Any chance you can rerun the x64 tests with trace flag 834 turned on? I have been meaning to test but I haven't had a chance yet.

http://support.microsoft.com/kb/920093

JM

August 17, 2008 6:47 PM
 

jchang said:

I added additional notes to the end. Normally I run with -E -T834, There no meaningful difference compared with default. I did not run with -T834 only. The difference was about 1% either way, depending on the DOP. Lock pages in memory was already set. Apparently the 64-bit OS is aggressive about paging out SQL memory without it. It is possible -T834 will matter more when you really big memory, like 128G+.

August 17, 2008 11:54 PM
 

grumpy old dba said:

I'm very grateful - solid comparisions between versions of sql server are very time consuming to produce and coming from yourself adds a certain weight when presented to clients. Thanks.

August 18, 2008 3:11 AM
 

Grumpy Old DBA said:

August 18, 2008 3:29 AM
 

Adam Machanic said:

Joe,

Great post.  Can you give a bit more information on the following sentence:

"For SQL Server 2008, the tables use the new Date data type in place of Date Time, and queries are modified to avoid conversion anomalies."

Two questions:

 A) How much impact on index size did the modification from date to datetime produce?  Even if everything is in memory, reducing the footprint there could create quite a bit of an advantage for 2008.  Is this really a fair comparison given that change?

 B) How were the queries modified?  Just to fix date/datetime-related issues?  Or did you make some other changes as well?

August 18, 2008 10:57 AM
 

jchang said:

clarifications made above regarding Adams questions

August 18, 2008 5:23 PM
 

Guti said:

Very comprensive post, to get a rought idea on the performance imporvements during SQL Server.

Glad to confirm that x64 versions are considerable faster than its x86 counterparts.

Regards.

Guti (http://guti.bitacoras.com)

August 19, 2008 5:37 AM
 

Linchi Shea said:

Joe Chang posted some interesting results using the TPC-H queries with the scale factor set to 10. I

August 24, 2008 1:35 PM
 

Leonardo said:

Hi

Very interesting blog.

I found it because i am looking for a response to one project.

The project will manage a database of 20000000 registers,yes, twenty millions registers.

But i am not sure about my recommendation.

I have some questions

Is Sql Server capable to manage a simple query like

Select name,sum(value)

From mytable

from a table with 20000000 registers ???!!!

I use generally that new technology call linq to manage all kind of collections on my projects.

Do you know if would be possible to use link against sql server to retrieve the information with that workaround ?

Thanks in advance,

Leonardo

December 10, 2008 11:38 AM
 

jchang said:

of course SQL Server can handle it, but do you really want to return 20M rows frequently? (I am assuming there are 20M names, and some table that lists transactions for each name/register) I do not think that is very smart and will probably swamp the web/app server. LINQ is a way of programming(?), with local storage capabilty(?) and is not meant to be a multi-user data engine(?)

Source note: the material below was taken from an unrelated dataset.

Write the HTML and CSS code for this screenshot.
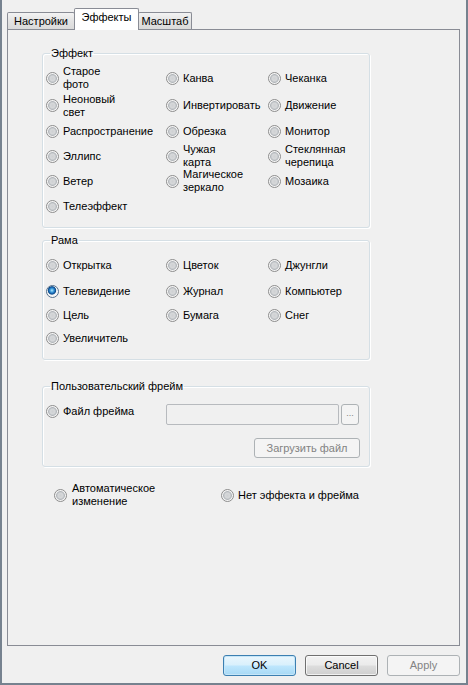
FILE: index.html
```html
<!DOCTYPE html>
<html>
<head>
<meta charset="utf-8">
<link rel="stylesheet" href="styles.css">
</head>
<body>
<div class="window">
  <div class="tabs">
    <div class="tab t1">Настройки</div>
    <div class="tab active t2">Эффекты</div>
    <div class="tab t3">Масштаб</div>
  </div>
  <div class="panel">
    <fieldset class="group g-effect">
      <legend>Эффект</legend>
      <div class="grid effect-grid">
        <div class="opt"><span class="radio"></span><span class="txt">Старое<br>фото</span></div>
        <div class="opt"><span class="radio"></span><span class="txt">Канва</span></div>
        <div class="opt"><span class="radio"></span><span class="txt">Чеканка</span></div>

        <div class="opt"><span class="radio"></span><span class="txt">Неоновый<br>свет</span></div>
        <div class="opt"><span class="radio"></span><span class="txt">Инвертировать</span></div>
        <div class="opt"><span class="radio"></span><span class="txt">Движение</span></div>

        <div class="opt"><span class="radio"></span><span class="txt">Распространение</span></div>
        <div class="opt"><span class="radio"></span><span class="txt">Обрезка</span></div>
        <div class="opt"><span class="radio"></span><span class="txt">Монитор</span></div>

        <div class="opt"><span class="radio"></span><span class="txt">Эллипс</span></div>
        <div class="opt"><span class="radio"></span><span class="txt">Чужая<br>карта</span></div>
        <div class="opt"><span class="radio"></span><span class="txt">Стеклянная<br>черепица</span></div>

        <div class="opt"><span class="radio"></span><span class="txt">Ветер</span></div>
        <div class="opt"><span class="radio"></span><span class="txt">Магическое<br>зеркало</span></div>
        <div class="opt"><span class="radio"></span><span class="txt">Мозаика</span></div>

        <div class="opt"><span class="radio"></span><span class="txt">Телеэффект</span></div>
      </div>
    </fieldset>

    <fieldset class="group g-frame">
      <legend>Рама</legend>
      <div class="grid frame-grid">
        <div class="opt"><span class="radio"></span><span class="txt">Открытка</span></div>
        <div class="opt"><span class="radio"></span><span class="txt">Цветок</span></div>
        <div class="opt"><span class="radio"></span><span class="txt">Джунгли</span></div>

        <div class="opt"><span class="radio checked"></span><span class="txt">Телевидение</span></div>
        <div class="opt"><span class="radio"></span><span class="txt">Журнал</span></div>
        <div class="opt"><span class="radio"></span><span class="txt">Компьютер</span></div>

        <div class="opt"><span class="radio"></span><span class="txt">Цель</span></div>
        <div class="opt"><span class="radio"></span><span class="txt">Бумага</span></div>
        <div class="opt"><span class="radio"></span><span class="txt">Снег</span></div>

        <div class="opt"><span class="radio"></span><span class="txt">Увеличитель</span></div>
      </div>
    </fieldset>

    <fieldset class="group g-custom">
      <legend>Пользовательский фрейм</legend>
      <div class="custom-row">
        <div class="opt file-opt"><span class="radio"></span><span class="txt">Файл фрейма</span></div>
        <div class="file-box">
          <div class="input"></div>
          <div class="btn disabled browse">...</div>
        </div>
      </div>
      <div class="load-row">
        <div class="btn disabled load">Загрузить файл</div>
      </div>
    </fieldset>

    <div class="bottom-opts">
      <div class="opt auto-opt"><span class="radio"></span><span class="txt">Автоматическое<br>изменение</span></div>
      <div class="opt none-opt"><span class="radio"></span><span class="txt">Нет эффекта и фрейма</span></div>
    </div>
  </div>
  <div class="buttons">
    <div class="btn default">OK</div>
    <div class="btn">Cancel</div>
    <div class="btn disabled">Apply</div>
  </div>
</div>
</body>
</html>
```

FILE: styles.css
```css
* {
  box-sizing: border-box;
}

html, body {
  margin: 0;
  padding: 0;
  background: #f0f0f0;
}

body {
  font-family: "Liberation Sans", Arial, sans-serif;
  font-size: 11px;
  line-height: 13px;
  color: #000;
}

.window {
  width: 468px;
  height: 685px;
  background: #f0f0f0;
  border-left: 2px solid #76828f;
  border-right: 2px solid #76828f;
  border-bottom: 2px solid #76828f;
  padding: 8px 0 0 5px;
}

/* Tabs */
.tabs {
  display: flex;
  align-items: flex-end;
  height: 21px;
  position: relative;
  z-index: 2;
}

.tab {
  height: 17px;
  border: 1px solid #898c95;
  border-bottom: none;
  border-radius: 2px 2px 0 0;
  background: linear-gradient(#f3f3f3, #e3e3e3 50%, #dadada);
  text-align: center;
  padding-top: 2px;
  white-space: nowrap;
}

.t1 { width: 68px; }
.t2 { width: 65px; margin-left: -1px; }
.t3 { width: 54px; margin-left: -1px; }

.tab.active {
  height: 22px;
  margin-bottom: -1px;
  background: #ffffff;
  padding-top: 2px;
  position: relative;
  z-index: 3;
}

/* Panel */
.panel {
  width: 453px;
  height: 617px;
  border: 1px solid #898c95;
  background: #f0f0f0;
  padding: 17px 0 0 34px;
}

.group {
  margin: 0;
  width: 328px;
  border: 1px solid #d5dfe5;
  border-radius: 3px;
  box-shadow: inset 1px 1px 0 #ffffff, 1px 1px 0 #ffffff;
  min-width: 0;
}

.group legend {
  padding: 0 1px;
  margin-left: 4px;
  line-height: 13px;
}

.g-effect {
  padding: 4px 0 8px 3px;
}

.g-frame {
  margin-top: 6px;
  padding: 6px 0 10px 3px;
}

.g-custom {
  margin-top: 20px;
  padding: 11px 9px 8px 3px;
}

.grid {
  display: grid;
  grid-template-columns: 120px 102px 1fr;
}

.effect-grid {
  grid-template-rows: 28px 27px 25px 24px 26px 25px;
}

.frame-grid {
  grid-template-rows: 25px 26px 23px 22px;
}

.opt {
  display: flex;
  align-items: center;
  white-space: nowrap;
}

.radio {
  flex: none;
  width: 13px;
  height: 13px;
  border-radius: 50%;
  border: 1px solid #8d8d8d;
  background: radial-gradient(circle at 50% 50%, #cfd1d3 0, #d6d8da 2.5px, #b3b7bb 4px, #f4f4f4 4.8px, #f8f8f8 6px);
  margin-right: 4px;
}

.radio.checked {
  border-color: #56708c;
  background: radial-gradient(circle at 45% 40%, #b5e8fc 0, #4aa6e0 1.6px, #1768b3 3px, #0f4a86 3.8px, #eef2f6 4.6px, #f8f8f8 6px);
}

.txt {
  display: block;
}

/* Custom frame */
.custom-row {
  display: flex;
  align-items: flex-start;
}

.file-opt {
  width: 120px;
  margin-top: 1px;
}

.file-box {
  display: flex;
  gap: 2px;
}

.input {
  width: 173px;
  height: 21px;
  border: 1px solid #b7babe;
  border-radius: 2px;
  background: #f0f0f0;
}

.load-row {
  display: flex;
  justify-content: flex-end;
  margin-top: 13px;
}

.btn {
  height: 21px;
  border: 1px solid #707070;
  border-radius: 3px;
  background: linear-gradient(#f2f2f2 0%, #ebebeb 48%, #dddddd 52%, #cfcfcf 100%);
  display: flex;
  align-items: center;
  justify-content: center;
  white-space: nowrap;
  box-shadow: inset 0 0 0 1px rgba(255, 255, 255, 0.7);
}

.btn.disabled {
  border-color: #adb2b5;
  background: #f4f4f4;
  color: #838383;
  box-shadow: none;
}

.browse {
  width: 18px;
  height: 21px;
  font-size: 9px;
  padding-bottom: 2px;
}

.load {
  width: 106px;
  height: 20px;
}

/* Bottom options */
.bottom-opts {
  display: flex;
  align-items: center;
  margin-top: 15px;
}

.auto-opt {
  margin-left: 12px;
  width: 167px;
}

.auto-opt .radio {
  margin-right: 5px;
}

/* Dialog buttons */
.buttons {
  width: 453px;
  display: flex;
  justify-content: flex-end;
  gap: 9px;
  margin-top: 9px;
}

.buttons .btn {
  width: 73px;
}

.btn.default {
  border-color: #3c7fb1;
  background: linear-gradient(#eaf6fd 0%, #d9f0fc 48%, #bee6fd 52%, #a7d9f5 100%);
  box-shadow: inset 0 0 0 1px #c6e6f8;
}
```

December 12, 2008 11:39 AM
 

Denis Gobo said:

Wow, it has been already a year since I wrote A year in review, The 21 + 1 best blog posts on SQLBlog

December 31, 2008 10:38 AM
 

Acronyms said:

Thank you for simple and very visual comparison!

February 14, 2009 2:18 AM
 

Soni said:

Hi,

 Currently I am facing a problem. My sqlserver 2005 database has some tables with more than 10M records. Everyday there is transaction of around 50000 records with many concurrent users. We did partitioning with current 3 days data in current partition and rest in other partition but still it doesn't help as due to heavy data the queries run too slow.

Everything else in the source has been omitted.